Code that builds pages
******************************
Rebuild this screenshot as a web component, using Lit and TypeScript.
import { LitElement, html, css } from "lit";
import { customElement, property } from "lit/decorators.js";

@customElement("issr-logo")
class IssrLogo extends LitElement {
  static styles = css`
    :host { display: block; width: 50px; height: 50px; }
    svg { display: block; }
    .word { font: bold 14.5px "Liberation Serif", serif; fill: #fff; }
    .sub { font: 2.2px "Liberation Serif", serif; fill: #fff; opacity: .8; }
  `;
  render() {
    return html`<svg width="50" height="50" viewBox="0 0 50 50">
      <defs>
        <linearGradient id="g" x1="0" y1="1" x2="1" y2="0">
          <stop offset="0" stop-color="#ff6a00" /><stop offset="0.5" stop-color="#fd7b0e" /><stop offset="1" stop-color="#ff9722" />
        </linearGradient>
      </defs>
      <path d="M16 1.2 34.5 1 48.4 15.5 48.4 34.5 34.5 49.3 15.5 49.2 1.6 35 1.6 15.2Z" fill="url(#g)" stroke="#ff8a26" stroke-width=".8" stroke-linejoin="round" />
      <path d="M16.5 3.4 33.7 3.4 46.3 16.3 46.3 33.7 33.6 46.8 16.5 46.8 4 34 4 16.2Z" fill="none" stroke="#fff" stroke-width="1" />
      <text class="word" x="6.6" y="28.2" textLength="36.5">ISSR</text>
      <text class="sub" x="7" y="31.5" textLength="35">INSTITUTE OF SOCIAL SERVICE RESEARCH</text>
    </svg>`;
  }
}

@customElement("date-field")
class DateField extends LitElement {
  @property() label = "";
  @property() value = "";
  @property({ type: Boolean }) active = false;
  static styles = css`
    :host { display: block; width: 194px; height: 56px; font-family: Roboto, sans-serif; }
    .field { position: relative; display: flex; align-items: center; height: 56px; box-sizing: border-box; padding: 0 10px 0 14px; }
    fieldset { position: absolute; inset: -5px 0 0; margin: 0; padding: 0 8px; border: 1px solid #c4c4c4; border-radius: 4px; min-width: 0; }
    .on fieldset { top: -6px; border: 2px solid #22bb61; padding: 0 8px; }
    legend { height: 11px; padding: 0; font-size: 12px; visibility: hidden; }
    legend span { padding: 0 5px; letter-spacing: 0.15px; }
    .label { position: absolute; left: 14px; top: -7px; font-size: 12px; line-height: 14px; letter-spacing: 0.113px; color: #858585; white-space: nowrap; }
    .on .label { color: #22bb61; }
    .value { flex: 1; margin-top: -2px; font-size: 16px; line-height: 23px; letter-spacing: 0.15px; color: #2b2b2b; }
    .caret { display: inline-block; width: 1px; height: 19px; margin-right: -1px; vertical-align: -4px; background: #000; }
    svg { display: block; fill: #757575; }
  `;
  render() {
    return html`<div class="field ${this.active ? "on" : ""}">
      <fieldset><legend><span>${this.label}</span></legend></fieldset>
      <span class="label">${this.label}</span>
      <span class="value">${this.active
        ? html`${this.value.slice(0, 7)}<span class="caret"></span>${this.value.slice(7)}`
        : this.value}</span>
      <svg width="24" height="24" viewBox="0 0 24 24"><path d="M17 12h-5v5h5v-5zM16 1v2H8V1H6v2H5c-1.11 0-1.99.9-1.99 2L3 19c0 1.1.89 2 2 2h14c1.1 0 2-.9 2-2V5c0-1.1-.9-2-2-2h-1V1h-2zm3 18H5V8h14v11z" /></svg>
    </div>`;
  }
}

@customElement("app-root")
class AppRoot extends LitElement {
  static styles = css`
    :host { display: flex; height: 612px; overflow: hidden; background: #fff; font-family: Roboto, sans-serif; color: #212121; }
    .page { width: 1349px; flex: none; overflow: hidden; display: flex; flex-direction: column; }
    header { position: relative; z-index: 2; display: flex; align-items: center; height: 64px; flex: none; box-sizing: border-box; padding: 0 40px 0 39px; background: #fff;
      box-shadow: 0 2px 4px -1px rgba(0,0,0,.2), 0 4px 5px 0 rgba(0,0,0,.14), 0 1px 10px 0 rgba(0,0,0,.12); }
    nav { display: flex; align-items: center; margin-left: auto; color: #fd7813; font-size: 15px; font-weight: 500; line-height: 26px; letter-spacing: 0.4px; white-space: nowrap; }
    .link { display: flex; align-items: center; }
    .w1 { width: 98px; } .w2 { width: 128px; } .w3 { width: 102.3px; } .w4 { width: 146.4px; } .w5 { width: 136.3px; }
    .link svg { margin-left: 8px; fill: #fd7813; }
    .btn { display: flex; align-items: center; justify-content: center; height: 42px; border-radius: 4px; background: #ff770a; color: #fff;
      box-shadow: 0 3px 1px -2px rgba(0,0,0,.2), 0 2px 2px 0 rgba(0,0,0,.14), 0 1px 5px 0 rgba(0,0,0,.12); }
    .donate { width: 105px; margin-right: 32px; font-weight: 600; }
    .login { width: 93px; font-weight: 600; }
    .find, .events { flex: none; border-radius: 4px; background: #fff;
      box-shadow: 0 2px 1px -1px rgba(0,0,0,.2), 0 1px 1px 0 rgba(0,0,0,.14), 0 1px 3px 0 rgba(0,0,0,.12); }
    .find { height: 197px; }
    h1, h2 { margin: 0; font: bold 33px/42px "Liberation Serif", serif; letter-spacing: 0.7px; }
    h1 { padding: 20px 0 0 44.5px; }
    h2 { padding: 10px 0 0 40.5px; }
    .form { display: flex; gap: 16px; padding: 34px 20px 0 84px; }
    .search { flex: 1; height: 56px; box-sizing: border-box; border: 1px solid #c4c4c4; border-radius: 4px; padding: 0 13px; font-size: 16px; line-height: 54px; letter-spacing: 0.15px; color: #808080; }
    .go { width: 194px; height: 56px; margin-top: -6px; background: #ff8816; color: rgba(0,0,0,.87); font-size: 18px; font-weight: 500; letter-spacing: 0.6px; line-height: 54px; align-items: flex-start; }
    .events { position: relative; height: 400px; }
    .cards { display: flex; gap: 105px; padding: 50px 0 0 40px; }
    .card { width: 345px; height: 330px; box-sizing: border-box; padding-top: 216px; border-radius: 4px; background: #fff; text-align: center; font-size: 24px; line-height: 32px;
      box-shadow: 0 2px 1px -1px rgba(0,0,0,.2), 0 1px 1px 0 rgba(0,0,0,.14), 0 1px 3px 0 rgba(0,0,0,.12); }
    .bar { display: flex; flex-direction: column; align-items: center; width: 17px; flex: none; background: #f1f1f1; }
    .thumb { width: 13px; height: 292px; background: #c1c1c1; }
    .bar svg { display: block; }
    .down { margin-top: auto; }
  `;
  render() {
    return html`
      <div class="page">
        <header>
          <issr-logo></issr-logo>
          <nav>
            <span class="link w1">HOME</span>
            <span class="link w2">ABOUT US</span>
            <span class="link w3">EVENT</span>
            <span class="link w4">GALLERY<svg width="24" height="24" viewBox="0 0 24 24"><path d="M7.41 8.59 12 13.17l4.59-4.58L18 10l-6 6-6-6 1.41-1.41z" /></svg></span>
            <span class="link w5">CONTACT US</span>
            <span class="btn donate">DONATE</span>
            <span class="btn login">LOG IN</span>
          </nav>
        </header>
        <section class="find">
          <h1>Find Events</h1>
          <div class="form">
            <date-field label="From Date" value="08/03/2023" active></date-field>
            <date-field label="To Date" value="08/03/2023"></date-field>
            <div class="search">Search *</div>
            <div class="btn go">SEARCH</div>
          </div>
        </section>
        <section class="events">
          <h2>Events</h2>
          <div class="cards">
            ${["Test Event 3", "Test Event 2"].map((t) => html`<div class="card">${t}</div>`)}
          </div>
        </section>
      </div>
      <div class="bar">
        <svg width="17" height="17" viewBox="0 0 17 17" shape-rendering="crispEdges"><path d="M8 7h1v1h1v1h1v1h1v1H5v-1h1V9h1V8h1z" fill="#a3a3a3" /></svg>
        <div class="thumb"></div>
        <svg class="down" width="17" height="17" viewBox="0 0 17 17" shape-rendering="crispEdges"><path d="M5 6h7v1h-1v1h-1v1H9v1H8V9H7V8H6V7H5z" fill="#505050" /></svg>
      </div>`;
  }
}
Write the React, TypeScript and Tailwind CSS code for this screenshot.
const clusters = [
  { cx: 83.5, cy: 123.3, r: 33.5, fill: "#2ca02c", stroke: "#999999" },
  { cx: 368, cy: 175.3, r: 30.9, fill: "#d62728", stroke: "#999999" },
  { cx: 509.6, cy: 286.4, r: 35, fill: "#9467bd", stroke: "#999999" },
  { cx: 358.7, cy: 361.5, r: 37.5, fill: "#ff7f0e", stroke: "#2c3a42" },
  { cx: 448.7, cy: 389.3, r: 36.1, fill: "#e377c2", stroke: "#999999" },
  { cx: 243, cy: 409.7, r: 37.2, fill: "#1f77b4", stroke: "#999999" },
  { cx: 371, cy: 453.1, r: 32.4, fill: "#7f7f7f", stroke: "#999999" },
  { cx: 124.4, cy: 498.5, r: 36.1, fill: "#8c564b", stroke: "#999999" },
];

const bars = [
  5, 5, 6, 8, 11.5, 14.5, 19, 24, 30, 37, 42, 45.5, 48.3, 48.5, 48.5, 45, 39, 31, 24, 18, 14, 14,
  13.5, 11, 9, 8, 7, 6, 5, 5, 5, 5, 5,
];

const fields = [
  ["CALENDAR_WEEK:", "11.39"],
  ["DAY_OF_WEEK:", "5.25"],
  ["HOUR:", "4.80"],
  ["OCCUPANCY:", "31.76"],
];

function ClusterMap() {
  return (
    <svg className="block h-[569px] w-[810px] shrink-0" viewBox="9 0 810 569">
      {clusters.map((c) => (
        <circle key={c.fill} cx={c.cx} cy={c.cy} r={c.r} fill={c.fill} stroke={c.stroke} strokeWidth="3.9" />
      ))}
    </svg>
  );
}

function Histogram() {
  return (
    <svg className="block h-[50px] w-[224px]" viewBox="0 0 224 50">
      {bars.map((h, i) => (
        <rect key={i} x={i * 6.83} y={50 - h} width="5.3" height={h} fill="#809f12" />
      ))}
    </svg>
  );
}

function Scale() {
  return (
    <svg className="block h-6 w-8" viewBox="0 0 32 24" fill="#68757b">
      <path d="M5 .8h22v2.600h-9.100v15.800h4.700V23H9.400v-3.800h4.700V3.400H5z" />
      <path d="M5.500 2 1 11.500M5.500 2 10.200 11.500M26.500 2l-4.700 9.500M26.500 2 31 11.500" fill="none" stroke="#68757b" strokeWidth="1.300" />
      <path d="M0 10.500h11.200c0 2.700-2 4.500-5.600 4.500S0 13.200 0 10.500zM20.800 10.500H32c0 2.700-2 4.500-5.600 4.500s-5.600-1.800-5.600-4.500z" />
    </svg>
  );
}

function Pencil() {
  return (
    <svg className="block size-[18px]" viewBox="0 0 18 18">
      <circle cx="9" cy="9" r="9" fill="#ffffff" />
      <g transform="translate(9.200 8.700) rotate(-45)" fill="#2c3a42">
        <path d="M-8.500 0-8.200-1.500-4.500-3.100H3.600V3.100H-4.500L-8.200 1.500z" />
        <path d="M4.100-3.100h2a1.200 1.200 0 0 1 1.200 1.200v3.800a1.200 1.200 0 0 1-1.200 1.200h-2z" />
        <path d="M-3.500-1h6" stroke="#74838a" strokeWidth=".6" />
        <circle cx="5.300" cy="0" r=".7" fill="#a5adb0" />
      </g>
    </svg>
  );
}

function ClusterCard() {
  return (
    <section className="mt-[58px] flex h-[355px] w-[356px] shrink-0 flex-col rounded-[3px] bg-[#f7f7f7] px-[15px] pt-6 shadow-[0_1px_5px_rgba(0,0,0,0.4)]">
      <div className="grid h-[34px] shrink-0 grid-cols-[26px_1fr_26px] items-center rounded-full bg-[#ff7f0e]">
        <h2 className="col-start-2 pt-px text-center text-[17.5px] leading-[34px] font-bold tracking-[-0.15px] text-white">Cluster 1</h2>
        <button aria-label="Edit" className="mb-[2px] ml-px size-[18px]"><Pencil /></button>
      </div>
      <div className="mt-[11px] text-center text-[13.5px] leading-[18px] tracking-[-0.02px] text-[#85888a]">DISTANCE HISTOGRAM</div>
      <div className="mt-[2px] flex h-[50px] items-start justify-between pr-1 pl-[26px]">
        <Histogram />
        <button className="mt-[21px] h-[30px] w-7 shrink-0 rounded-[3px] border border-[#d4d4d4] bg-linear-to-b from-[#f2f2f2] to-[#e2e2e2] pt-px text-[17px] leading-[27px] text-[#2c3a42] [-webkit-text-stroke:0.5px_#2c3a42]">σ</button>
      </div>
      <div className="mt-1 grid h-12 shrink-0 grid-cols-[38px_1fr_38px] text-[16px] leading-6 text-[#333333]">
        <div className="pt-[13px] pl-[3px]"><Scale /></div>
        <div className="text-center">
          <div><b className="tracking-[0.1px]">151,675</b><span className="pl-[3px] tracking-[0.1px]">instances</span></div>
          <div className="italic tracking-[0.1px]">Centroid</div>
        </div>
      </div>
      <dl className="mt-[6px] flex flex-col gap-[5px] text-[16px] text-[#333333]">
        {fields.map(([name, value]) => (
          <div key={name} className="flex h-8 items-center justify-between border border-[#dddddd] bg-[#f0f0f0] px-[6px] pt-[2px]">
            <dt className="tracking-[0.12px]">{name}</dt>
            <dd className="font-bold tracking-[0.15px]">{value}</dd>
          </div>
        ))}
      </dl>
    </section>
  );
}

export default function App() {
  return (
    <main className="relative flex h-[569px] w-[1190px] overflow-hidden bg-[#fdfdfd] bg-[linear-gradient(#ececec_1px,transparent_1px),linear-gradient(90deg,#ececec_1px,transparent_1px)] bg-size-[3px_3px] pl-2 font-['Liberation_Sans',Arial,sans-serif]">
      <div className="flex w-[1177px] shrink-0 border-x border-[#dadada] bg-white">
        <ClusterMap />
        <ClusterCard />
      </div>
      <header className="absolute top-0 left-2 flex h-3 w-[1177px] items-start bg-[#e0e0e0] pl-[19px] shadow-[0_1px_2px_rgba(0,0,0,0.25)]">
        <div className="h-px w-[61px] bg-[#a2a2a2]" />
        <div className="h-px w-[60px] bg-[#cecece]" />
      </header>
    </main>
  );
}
******************************
### WHAT YOU NEED TO DO
Using the material above, state how many lines include the string "TypeScript". Answer with a single number.

### PROBLEM SOLUTION
2